— begin —
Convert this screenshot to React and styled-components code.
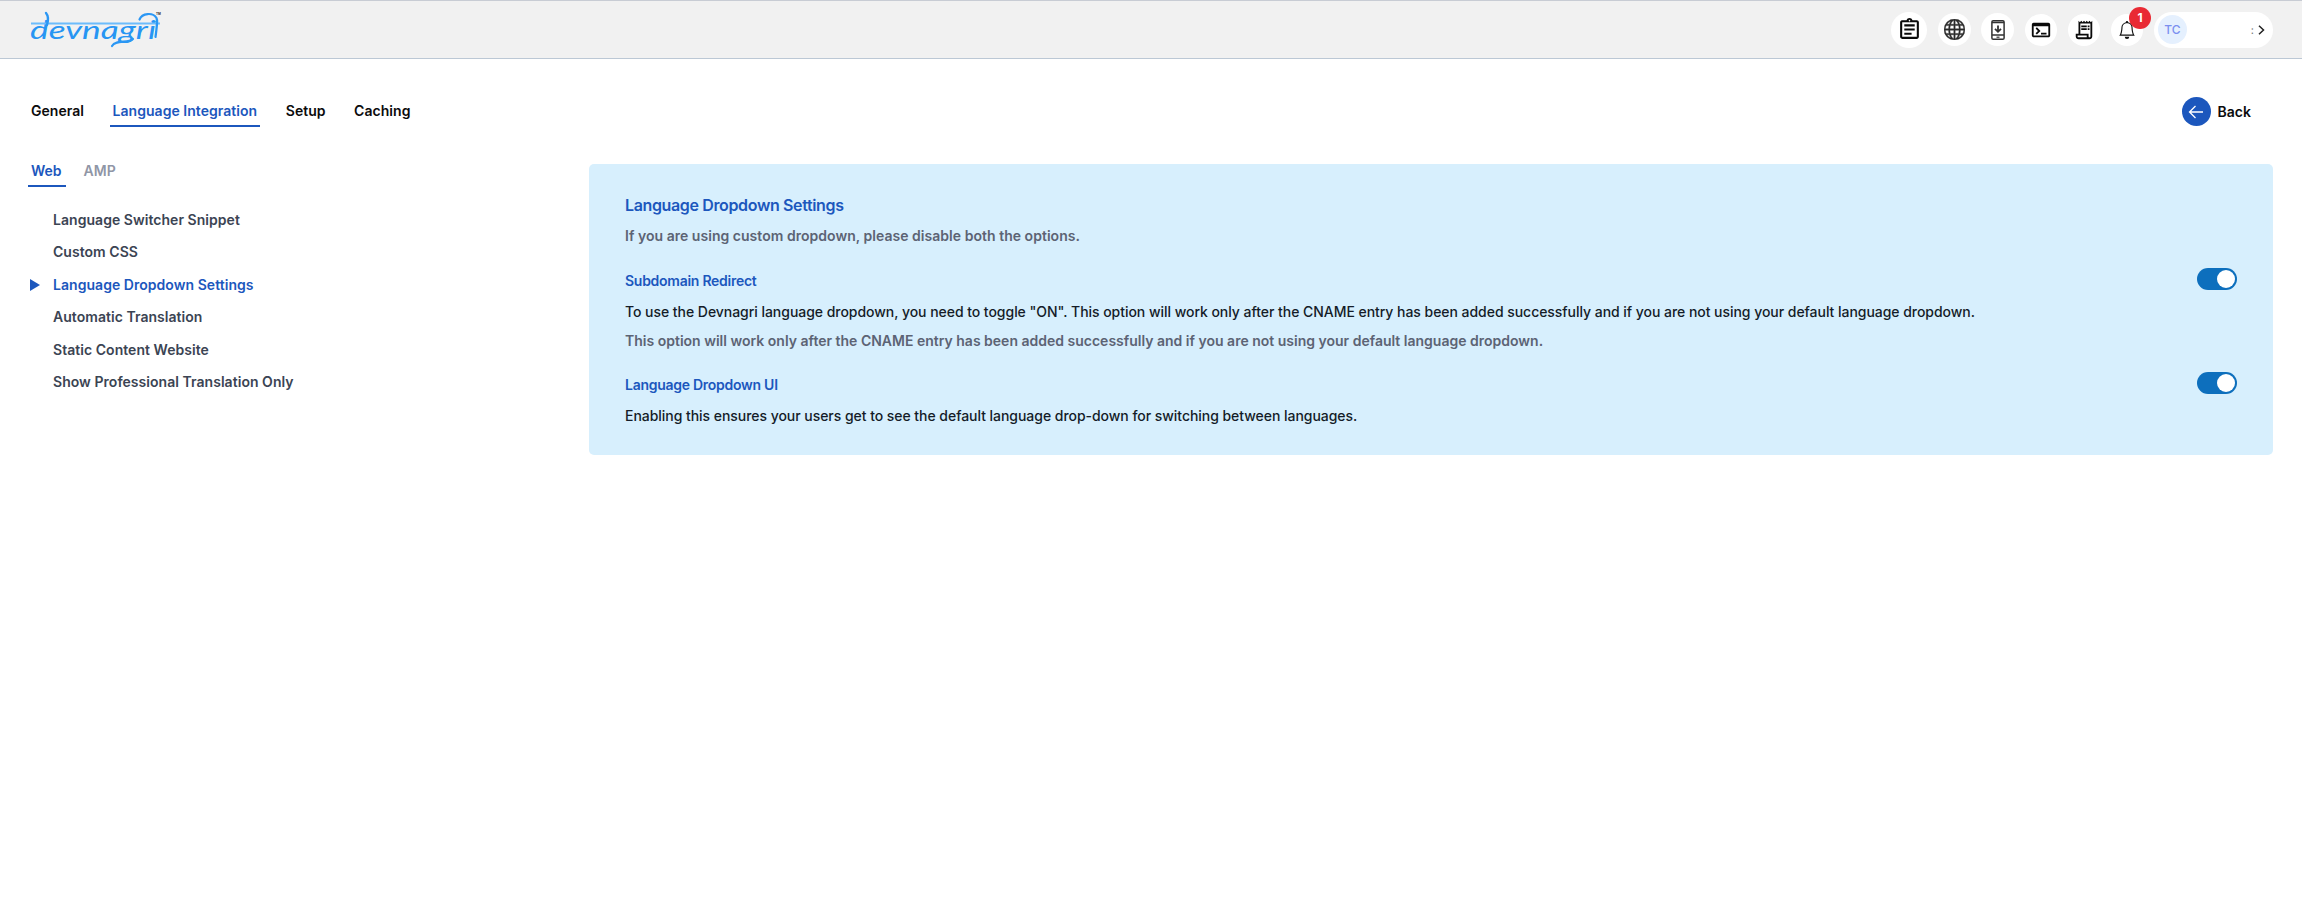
import React, { useState } from 'react';
import styled, { createGlobalStyle } from 'styled-components';
import {
  MdOutlineAssignment,
  MdOutlineTerminal,
  MdOutlineReceiptLong,
} from 'react-icons/md';
import { BsGlobe, BsBell } from 'react-icons/bs';

const GlobalStyle = createGlobalStyle`
  *, *::before, *::after { box-sizing: border-box; }
  body {
    margin: 0;
    background: #fff;
    color: #0b0b0c;
    font-family: Inter, "Liberation Sans", sans-serif;
    font-size: 14px;
    font-weight: 600;
    line-height: 20px;
  }
  button { font: inherit; color: inherit; border: 0; background: none; padding: 0; }
`;

const blue = '#1c57bd';

const Header = styled.header`
  display: flex;
  align-items: center;
  justify-content: space-between;
  height: 59px;
  padding: 0 29px 0 28px;
  background: #f1f1f1;
  border-top: 1px solid #c8ccd4;
  border-bottom: 1px solid #bcc8d5;
`;

const LogoSvg = styled.svg`
  display: block;
  width: 140px;
  height: 44px;
`;

const Actions = styled.div`
  display: flex;
  align-items: center;
`;

const IconButton = styled.button`
  position: relative;
  display: flex;
  align-items: center;
  justify-content: center;
  width: ${(p) => p.$size || 33}px;
  height: ${(p) => p.$size || 33}px;
  margin-right: ${(p) => p.$gap}px;
  border-radius: 50%;
  background: #fff;
  color: ${(p) => p.$color || '#0a0a0a'};
`;

const Badge = styled.span`
  position: absolute;
  top: -7px;
  left: 18px;
  width: 22px;
  height: 22px;
  border-radius: 50%;
  background: #e92a34;
  color: #fff;
  font-size: 12px;
  font-weight: 700;
  line-height: 22px;
  text-align: center;
`;

const Account = styled.button`
  display: flex;
  align-items: center;
  width: 119px;
  height: 36px;
  padding: 0 4px 0 4px;
  border-radius: 18px;
  background: #fff;
`;

const Avatar = styled.span`
  width: 29px;
  height: 29px;
  border-radius: 50%;
  background: #e5f0fe;
  color: #7b8ff0;
  font-size: 12px;
  font-weight: 500;
  line-height: 29px;
  text-align: center;
`;

const AccountName = styled.span`
  margin-left: auto;
  margin-right: 1px;
  color: #777;
  font-size: 11px;
  font-weight: 400;
`;

const TopRow = styled.div`
  display: flex;
  align-items: flex-start;
  justify-content: space-between;
  height: 68px;
  margin-top: 37px;
  padding: 0 51px 0 28px;
`;

const MainTabs = styled.nav`
  display: flex;
  gap: 22.5px;
`;

const SubTabs = styled.nav`
  display: flex;
  gap: 15px;
`;

const MainTab = styled.button`
  height: 31px;
  padding: 5px 3px 4px;
  border-bottom: 2px solid ${(p) => (p.$active ? blue : 'transparent')};
  color: ${(p) => (p.$active ? blue : '#0b0b0c')};
  letter-spacing: 0.04px;
  line-height: 20px;
`;

const SubTab = styled.button`
  height: 23px;
  padding: 0 4px 7px 3px;
  border-bottom: 2px solid ${(p) => (p.$active ? blue : 'transparent')};
  color: ${(p) => (p.$active ? blue : '#9096a6')};
  line-height: 14px;
`;

const BackButton = styled.button`
  display: flex;
  align-items: center;
  gap: 7px;
  margin-top: 1px;
`;

const BackCircle = styled.span`
  display: flex;
  align-items: center;
  justify-content: center;
  width: 29px;
  height: 29px;
  border-radius: 50%;
  background: ${blue};
`;

const Content = styled.main`
  display: grid;
  grid-template-columns: 560px 1fr;
  padding: 0 29px 0 28px;
  align-items: start;
`;

const Menu = styled.ul`
  display: flex;
  flex-direction: column;
  gap: 12.4px;
  margin: 23px 0 0;
  padding: 0;
  list-style: none;
`;

const MenuItem = styled.li`
  display: grid;
  grid-template-columns: 25px 1fr;
  align-items: center;
  height: 20px;
  color: ${(p) => (p.$active ? blue : '#3b4453')};
  letter-spacing: 0.04px;
`;

const Marker = styled.span`
  width: 0;
  height: 0;
  margin-left: 2px;
  border-left: 10px solid ${(p) => (p.$active ? blue : 'transparent')};
  border-top: 6.5px solid transparent;
  border-bottom: 6.5px solid transparent;
`;

const Panel = styled.section`
  height: 291px;
  margin-left: 1px;
  padding: 31px 36px 0;
  border-radius: 5px;
  background: #d7effd;
`;

const PanelTitle = styled.h2`
  margin: 0;
  color: ${blue};
  font-size: 16px;
  font-weight: 600;
  letter-spacing: -0.36px;
  line-height: 20px;
`;

const Hint = styled.p`
  margin: ${(p) => p.$top}px 0 0;
  color: #5c6374;
  letter-spacing: ${(p) => p.$spacing || 0}px;
`;

const Setting = styled.div`
  margin-top: ${(p) => p.$top}px;
`;

const SettingHead = styled.div`
  display: flex;
  justify-content: space-between;
  height: 24px;
`;

const SettingName = styled.h3`
  margin: 3px 0 0;
  color: ${blue};
  font-size: 14px;
  font-weight: 600;
  letter-spacing: -0.27px;
  line-height: 20px;
`;

const SettingText = styled.p`
  margin: 10px 0 0;
  color: #141c28;
  font-weight: 500;
  letter-spacing: -0.042px;
`;

const Switch = styled.button`
  display: flex;
  justify-content: ${(p) => (p.$on ? 'flex-end' : 'flex-start')};
  width: 40px;
  height: 22px;
  padding: 2px;
  border-radius: 11px;
  background: ${(p) => (p.$on ? '#0d6fbd' : '#9aa5b1')};
`;

const Knob = styled.span`
  width: 18px;
  height: 18px;
  border-radius: 50%;
  background: #fff;
`;

function Logo() {
  return (
    <LogoSvg viewBox="28 8 140 44">
      <text
        x="30"
        y="38.5"
        textLength="126"
        lengthAdjust="spacingAndGlyphs"
        fontFamily="Lato, sans-serif"
        fontStyle="italic"
        fontSize="25"
        fontWeight="400"
        fill="#2795f3"
      >
        devnagri
      </text>
      <g fill="none" stroke="#2b97f4" strokeLinecap="round">
        <path d="M31 23.5H160" strokeWidth="2.2" stroke="#6dbcfb" strokeLinecap="butt" />
        <path d="M46 13C48.500 16 48.500 20 47 25" strokeWidth="2.4" />
        <path d="M112 46C116 39 128 44 133 39" strokeWidth="2.200" />
        <path d="M139.500 19.500C142 13 153 12 156.500 18C157.500 20 157.500 22 155.500 37" strokeWidth="2.200" />
      </g>
      <text x="156" y="15" fontFamily="Inter, sans-serif" fontSize="3" fontWeight="700" fill="#333">
        TM
      </text>
    </LogoSvg>
  );
}

function PhoneDownloadIcon() {
  return (
    <svg width="14" height="20" viewBox="0 0 14 20" fill="none" stroke="#333" strokeWidth="1.5">
      <rect x="0.9" y="0.8" width="12.2" height="18.4" rx="1.3" />
      <path d="M1 2.5H13M1 15H13" />
      <path d="M7 5.500V11.500M4 8.800L7 11.800L10 8.800" strokeWidth="1.8" />
      <path d="M5.500 17.200H8.500" strokeWidth="1.2" />
    </svg>
  );
}

const menuItems = [
  'Language Switcher Snippet',
  'Custom CSS',
  'Language Dropdown Settings',
  'Automatic Translation',
  'Static Content Website',
  'Show Professional Translation Only',
];

function Toggle() {
  const [on, setOn] = useState(true);
  return (
    <Switch $on={on} role="switch" aria-checked={on} onClick={() => setOn(!on)}>
      <Knob />
    </Switch>
  );
}

export default function App() {
  return (
    <>
      <GlobalStyle />
      <Header>
        <Logo />
        <Actions>
          <IconButton $size={36} $gap={11}>
            <MdOutlineAssignment size={25} />
          </IconButton>
          <IconButton $gap={10} $color="#2b2b2b">
            <BsGlobe size={21} stroke="currentColor" strokeWidth={0.35} />
          </IconButton>
          <IconButton $gap={11}>
            <PhoneDownloadIcon />
          </IconButton>
          <IconButton $size={32} $gap={11}>
            <MdOutlineTerminal size={22} />
          </IconButton>
          <IconButton $size={32} $gap={11}>
            <MdOutlineReceiptLong size={22} />
          </IconButton>
          <IconButton $size={32} $gap={11} $color="#111">
            <BsBell size={18} />
            <Badge>1</Badge>
          </IconButton>
          <Account>
            <Avatar>TC</Avatar>
            <AccountName>:</AccountName>
            <svg width="14" height="14" viewBox="0 0 14 14" fill="none" stroke="#222" strokeWidth="1.5">
              <path d="M4 2.800L8.500 7L4 11.200" />
            </svg>
          </Account>
        </Actions>
      </Header>

      <TopRow>
        <MainTabs>
          <MainTab>General</MainTab>
          <MainTab $active>Language Integration</MainTab>
          <MainTab>Setup</MainTab>
          <MainTab>Caching</MainTab>
        </MainTabs>
        <BackButton>
          <BackCircle>
            <svg width="16" height="14" viewBox="0 0 16 14" fill="none" stroke="#fff" strokeWidth="1.3">
              <path d="M15 7H1.500M7.500 1L1.500 7L7.500 13" />
            </svg>
          </BackCircle>
          Back
        </BackButton>
      </TopRow>

      <Content>
        <div>
          <SubTabs>
            <SubTab $active>Web</SubTab>
            <SubTab>AMP</SubTab>
          </SubTabs>
          <Menu>
            {menuItems.map((item, i) => (
              <MenuItem key={item} $active={i === 2}>
                <Marker $active={i === 2} />
                {item}
              </MenuItem>
            ))}
          </Menu>
        </div>

        <Panel>
          <PanelTitle>Language Dropdown Settings</PanelTitle>
          <Hint $top={11} $spacing={0.03}>
            If you are using custom dropdown, please disable both the options.
          </Hint>
          <Setting $top={22}>
            <SettingHead>
              <SettingName>Subdomain Redirect</SettingName>
              <Toggle />
            </SettingHead>
            <SettingText>
              To use the Devnagri language dropdown, you need to toggle "ON". This option will work only after the CNAME
              entry has been added successfully and if you are not using your default language dropdown.
            </SettingText>
            <Hint $top={9}>
              This option will work only after the CNAME entry has been added successfully and if you are not using your
              default language dropdown.
            </Hint>
          </Setting>
          <Setting $top={21}>
            <SettingHead>
              <SettingName>Language Dropdown UI</SettingName>
              <Toggle />
            </SettingHead>
            <SettingText>
              Enabling this ensures your users get to see the default language drop-down for switching between languages.
            </SettingText>
          </Setting>
        </Panel>
      </Content>
    </>
  );
}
— end —
PROBLEM DESCRIPTION
Copy each line in the data that holds the word "components".

SOLUTION FOR THIS EXERCISE
Convert this screenshot to React and styled-components code.
import styled, { createGlobalStyle } from 'styled-components';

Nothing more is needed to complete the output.